Employee

Lenders may ask for employment information to evaluate the ability of a borrower to pay. It is important for an applicant to be an employee since this status guarantees a stable income. This means that the lenders minimize their risks regarding non-repayment of the debt. Who are employees, and how do they differ from other categories of people who work for money?

Employee vs. Worker: What’s the Difference?

An employee is a person hired to work and towards whom the employer has certain obligations. All terms of employment are stipulated in a special contract, and they may include:

  • Rights and obligations of the employee and employer;
  • Salary amount and conditions for its increase;
  • Possible benefits in the form of sick pay, health and retirement plans, etc.

In addition, employers pay some taxes based on their employees’ salaries.

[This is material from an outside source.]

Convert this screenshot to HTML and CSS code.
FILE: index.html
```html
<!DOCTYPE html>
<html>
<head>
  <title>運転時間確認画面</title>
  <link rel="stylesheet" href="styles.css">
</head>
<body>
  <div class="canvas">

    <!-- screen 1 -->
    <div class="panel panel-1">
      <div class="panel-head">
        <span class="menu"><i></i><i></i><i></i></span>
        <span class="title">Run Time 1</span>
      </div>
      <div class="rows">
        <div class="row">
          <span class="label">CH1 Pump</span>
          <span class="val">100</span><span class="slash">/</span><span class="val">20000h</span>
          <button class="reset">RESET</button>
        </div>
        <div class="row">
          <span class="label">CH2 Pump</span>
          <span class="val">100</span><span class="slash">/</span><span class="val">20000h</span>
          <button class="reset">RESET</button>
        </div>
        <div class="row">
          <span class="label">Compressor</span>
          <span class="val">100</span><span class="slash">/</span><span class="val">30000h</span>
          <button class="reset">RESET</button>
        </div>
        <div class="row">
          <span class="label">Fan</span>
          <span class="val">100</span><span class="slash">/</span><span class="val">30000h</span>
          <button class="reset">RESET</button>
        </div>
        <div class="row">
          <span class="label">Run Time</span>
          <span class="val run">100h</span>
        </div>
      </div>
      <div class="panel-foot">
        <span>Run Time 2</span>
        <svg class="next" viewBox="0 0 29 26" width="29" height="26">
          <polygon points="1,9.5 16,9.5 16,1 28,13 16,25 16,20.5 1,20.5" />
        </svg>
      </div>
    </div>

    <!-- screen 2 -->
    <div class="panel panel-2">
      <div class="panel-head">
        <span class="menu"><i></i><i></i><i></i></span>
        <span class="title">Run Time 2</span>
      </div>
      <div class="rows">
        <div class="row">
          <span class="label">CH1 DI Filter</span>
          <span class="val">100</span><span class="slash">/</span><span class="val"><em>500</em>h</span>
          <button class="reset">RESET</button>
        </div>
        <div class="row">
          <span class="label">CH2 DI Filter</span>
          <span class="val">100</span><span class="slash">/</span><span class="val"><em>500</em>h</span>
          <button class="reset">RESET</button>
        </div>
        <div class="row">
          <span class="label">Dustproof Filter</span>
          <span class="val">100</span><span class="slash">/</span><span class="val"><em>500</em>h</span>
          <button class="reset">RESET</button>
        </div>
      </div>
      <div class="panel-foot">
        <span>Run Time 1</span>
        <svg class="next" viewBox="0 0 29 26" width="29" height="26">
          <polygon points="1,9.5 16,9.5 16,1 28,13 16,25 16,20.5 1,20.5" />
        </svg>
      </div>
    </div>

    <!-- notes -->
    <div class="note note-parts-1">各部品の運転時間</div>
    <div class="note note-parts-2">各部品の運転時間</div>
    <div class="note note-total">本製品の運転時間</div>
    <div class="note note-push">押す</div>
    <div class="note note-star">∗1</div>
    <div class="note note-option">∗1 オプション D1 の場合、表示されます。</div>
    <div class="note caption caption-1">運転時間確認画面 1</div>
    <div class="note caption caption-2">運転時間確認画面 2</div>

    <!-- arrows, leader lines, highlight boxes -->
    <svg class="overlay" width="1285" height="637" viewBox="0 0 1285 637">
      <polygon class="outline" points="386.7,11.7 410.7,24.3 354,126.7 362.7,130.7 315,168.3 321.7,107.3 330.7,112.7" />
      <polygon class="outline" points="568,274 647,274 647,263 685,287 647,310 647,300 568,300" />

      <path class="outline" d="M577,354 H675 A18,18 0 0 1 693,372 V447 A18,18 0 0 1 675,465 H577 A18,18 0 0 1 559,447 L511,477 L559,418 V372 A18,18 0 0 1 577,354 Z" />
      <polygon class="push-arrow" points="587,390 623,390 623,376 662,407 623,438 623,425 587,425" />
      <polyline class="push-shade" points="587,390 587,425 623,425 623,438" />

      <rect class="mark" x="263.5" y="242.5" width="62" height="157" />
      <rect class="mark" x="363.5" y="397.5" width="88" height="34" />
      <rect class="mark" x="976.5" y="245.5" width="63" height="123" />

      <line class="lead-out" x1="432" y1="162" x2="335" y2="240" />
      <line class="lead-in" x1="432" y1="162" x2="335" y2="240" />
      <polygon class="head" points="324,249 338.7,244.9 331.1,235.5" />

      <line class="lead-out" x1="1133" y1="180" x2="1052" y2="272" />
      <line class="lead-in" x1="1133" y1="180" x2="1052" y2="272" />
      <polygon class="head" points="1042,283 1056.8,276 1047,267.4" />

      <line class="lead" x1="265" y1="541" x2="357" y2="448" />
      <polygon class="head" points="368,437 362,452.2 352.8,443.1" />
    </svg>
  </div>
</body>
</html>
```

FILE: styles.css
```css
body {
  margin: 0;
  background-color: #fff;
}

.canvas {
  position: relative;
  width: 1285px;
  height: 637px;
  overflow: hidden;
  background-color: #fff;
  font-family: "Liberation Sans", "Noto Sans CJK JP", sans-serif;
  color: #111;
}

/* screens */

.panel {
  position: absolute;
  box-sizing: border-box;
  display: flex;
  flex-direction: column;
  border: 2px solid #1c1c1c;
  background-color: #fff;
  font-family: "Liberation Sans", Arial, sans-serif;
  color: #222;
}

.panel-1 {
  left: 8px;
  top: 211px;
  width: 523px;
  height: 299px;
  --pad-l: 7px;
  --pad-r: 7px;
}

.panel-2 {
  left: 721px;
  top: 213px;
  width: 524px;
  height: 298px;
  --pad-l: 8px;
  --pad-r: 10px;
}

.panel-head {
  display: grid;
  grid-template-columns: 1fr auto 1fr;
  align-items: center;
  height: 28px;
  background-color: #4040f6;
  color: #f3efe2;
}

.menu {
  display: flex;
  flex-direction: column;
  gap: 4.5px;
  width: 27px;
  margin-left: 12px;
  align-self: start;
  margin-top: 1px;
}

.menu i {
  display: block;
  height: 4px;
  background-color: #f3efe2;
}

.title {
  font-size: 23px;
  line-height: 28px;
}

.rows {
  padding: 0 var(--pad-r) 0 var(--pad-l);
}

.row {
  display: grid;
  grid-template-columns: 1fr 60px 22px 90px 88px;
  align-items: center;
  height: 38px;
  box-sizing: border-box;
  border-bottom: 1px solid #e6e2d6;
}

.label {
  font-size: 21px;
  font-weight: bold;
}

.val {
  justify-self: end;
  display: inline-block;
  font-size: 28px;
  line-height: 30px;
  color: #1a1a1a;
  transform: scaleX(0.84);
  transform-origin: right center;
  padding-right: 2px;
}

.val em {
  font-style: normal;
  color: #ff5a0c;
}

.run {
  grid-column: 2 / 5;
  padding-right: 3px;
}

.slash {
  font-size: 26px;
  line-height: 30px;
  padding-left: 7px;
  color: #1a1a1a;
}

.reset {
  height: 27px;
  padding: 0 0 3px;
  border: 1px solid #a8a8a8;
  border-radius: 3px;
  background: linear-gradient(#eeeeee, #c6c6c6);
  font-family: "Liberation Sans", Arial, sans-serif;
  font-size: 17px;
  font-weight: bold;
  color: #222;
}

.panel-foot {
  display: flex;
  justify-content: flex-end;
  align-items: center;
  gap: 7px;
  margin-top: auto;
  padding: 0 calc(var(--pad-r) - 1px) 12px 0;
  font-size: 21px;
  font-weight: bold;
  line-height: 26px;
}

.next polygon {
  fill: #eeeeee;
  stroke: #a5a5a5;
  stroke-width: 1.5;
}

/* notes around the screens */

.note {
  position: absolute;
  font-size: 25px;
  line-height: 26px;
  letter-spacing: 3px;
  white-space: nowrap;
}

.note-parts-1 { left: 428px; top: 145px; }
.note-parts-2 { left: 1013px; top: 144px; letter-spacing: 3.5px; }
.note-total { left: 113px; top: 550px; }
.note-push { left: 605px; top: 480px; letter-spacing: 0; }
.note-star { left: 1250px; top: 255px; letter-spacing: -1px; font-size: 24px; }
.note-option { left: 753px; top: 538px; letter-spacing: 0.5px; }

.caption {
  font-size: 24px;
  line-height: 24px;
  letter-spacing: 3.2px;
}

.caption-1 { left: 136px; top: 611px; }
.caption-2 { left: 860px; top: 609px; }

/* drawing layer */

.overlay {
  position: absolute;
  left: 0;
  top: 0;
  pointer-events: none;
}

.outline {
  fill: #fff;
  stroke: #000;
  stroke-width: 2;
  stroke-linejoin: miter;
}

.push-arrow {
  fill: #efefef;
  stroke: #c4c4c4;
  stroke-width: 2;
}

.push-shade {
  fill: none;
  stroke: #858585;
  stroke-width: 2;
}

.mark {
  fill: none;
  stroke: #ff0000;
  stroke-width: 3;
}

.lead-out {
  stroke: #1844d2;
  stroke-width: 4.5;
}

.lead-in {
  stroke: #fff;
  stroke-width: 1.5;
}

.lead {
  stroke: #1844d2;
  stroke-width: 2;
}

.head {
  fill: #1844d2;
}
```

Workers can be employees, independent contractors, or self-employed. A worker is an individual who works for a business or organization, but they may do it under different conditions:

  • The party who hires an independent contractor pays them only for the work performed.
  • All benefits in the form of sick leave, health plan, etc., do not apply to the self-employed.
  • A business or organization does not make tax deductions for independent contractors because paying taxes is the personal responsibility of the self-employed.

Thus, lenders ask for confirmation that the borrower is an employee because, in this case, the employer has certain obligations before the borrower. This applies to regular payment of wages and financial support in case of health problems, etc.

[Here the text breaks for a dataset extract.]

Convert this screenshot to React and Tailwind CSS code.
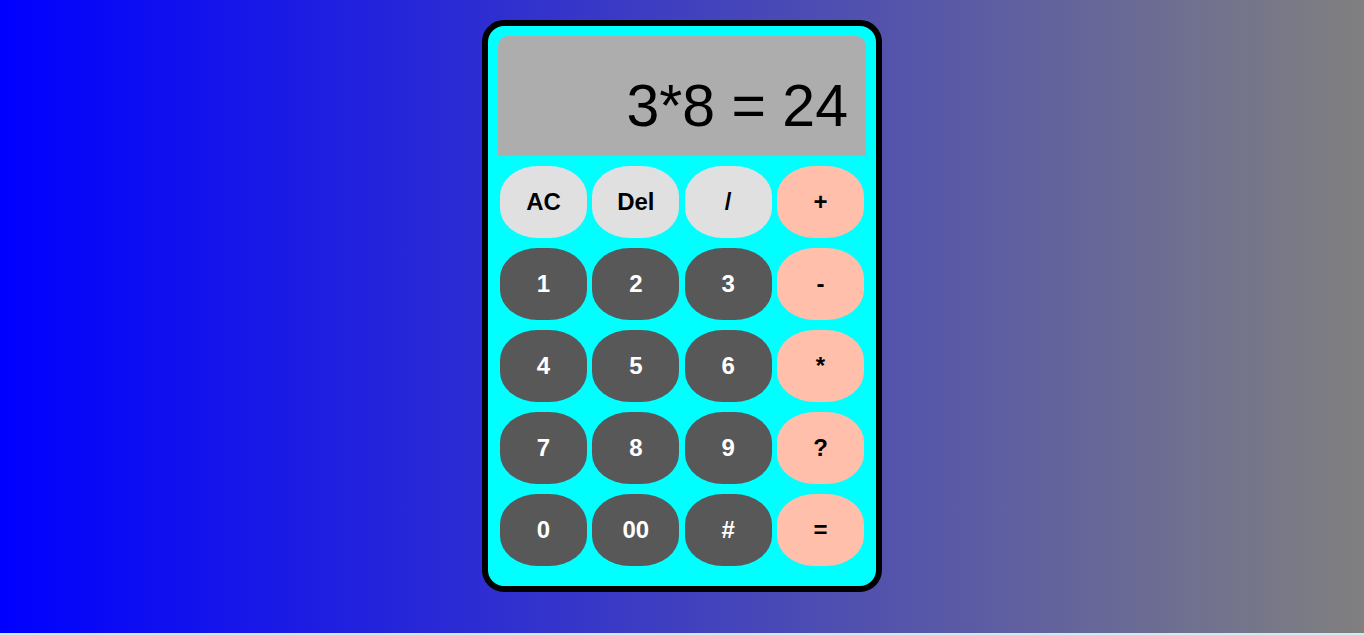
import React from 'react';

const keys = [
  { label: 'AC', kind: 'light' },
  { label: 'Del', kind: 'light' },
  { label: '/', kind: 'light' },
  { label: '+', kind: 'op' },
  { label: '1', kind: 'dark' },
  { label: '2', kind: 'dark' },
  { label: '3', kind: 'dark' },
  { label: '-', kind: 'op' },
  { label: '4', kind: 'dark' },
  { label: '5', kind: 'dark' },
  { label: '6', kind: 'dark' },
  { label: '*', kind: 'op' },
  { label: '7', kind: 'dark' },
  { label: '8', kind: 'dark' },
  { label: '9', kind: 'dark' },
  { label: '?', kind: 'op' },
  { label: '0', kind: 'dark' },
  { label: '00', kind: 'dark' },
  { label: '#', kind: 'dark' },
  { label: '=', kind: 'op' },
];

const styles = {
  light: 'bg-[#e0e0e0] text-black',
  dark: 'bg-[#585858] text-white',
  op: 'bg-[#ffbfaa] text-black',
};

export default function App() {
  return (
    <div className="bg-[#cdeef0] min-h-[635px] font-['Liberation_Sans',Arial,sans-serif]">
      <div className="h-[633px] bg-[linear-gradient(to_right,#0000ff,#808080)] pt-[20px] flex justify-center">
        <div className="w-[400px] h-[572px] border-[6px] border-black rounded-[22px] bg-[#00ffff] px-[10px] pt-[10px] pb-[20px]">
          {/* display */}
          <div className="h-[120px] bg-[#adadad] rounded-t-[10px] flex items-end justify-end pr-[18px] pb-[20px]">
            <span className="text-[59px] leading-none text-black">3*8 = 24</span>
          </div>

          {/* keypad */}
          <div className="mt-[10px] pl-[2px] grid grid-cols-[repeat(4,87px)] gap-x-[5.33px] gap-y-[10px]">
            {keys.map((k) => (
              <button
                key={k.label}
                className={`h-[72px] w-[87px] rounded-[38px/30px] text-[24px] font-bold flex items-center justify-center ${styles[k.kind]}`}
              >
                {k.label}
              </button>
            ))}
          </div>
        </div>
      </div>
    </div>
  );
}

Does Any Employee Have a Chance of Getting a Loan?

Being an employee increases your creditworthiness in the eyes of a lender. However, in addition to the employment, the following criteria are also important:

  • How does your salary match the size of the loan you want to borrow? In this case, the lender considers the salary size and the amount that remains after paying the obligatory payments on other loans.
  • How long have you worked at the specified firm or organization? The longer an employee is on staff, the more stable their employment is. If you received a job just a couple of months ago, the lender may perceive this as a risk factor.
  • How reputable is your employer? If you work for a reputable organization or a thriving business, this fact will work in your favor. On the contrary, if the employer’s reputation is questionable in the eyes of the lender, this does not add advantages to the borrower from the lender’s point of view.

Loan and Change of Employment

  • If you take out a short-term loan, you repay it quickly, and a change of job is unlikely to significantly affect its repayment.
  • If you have a large long-term loan, you need to inform the lender about the change in your employment status. Moreover, many lenders include this in the loan agreement since your employment status determines the likelihood of repaying the debt.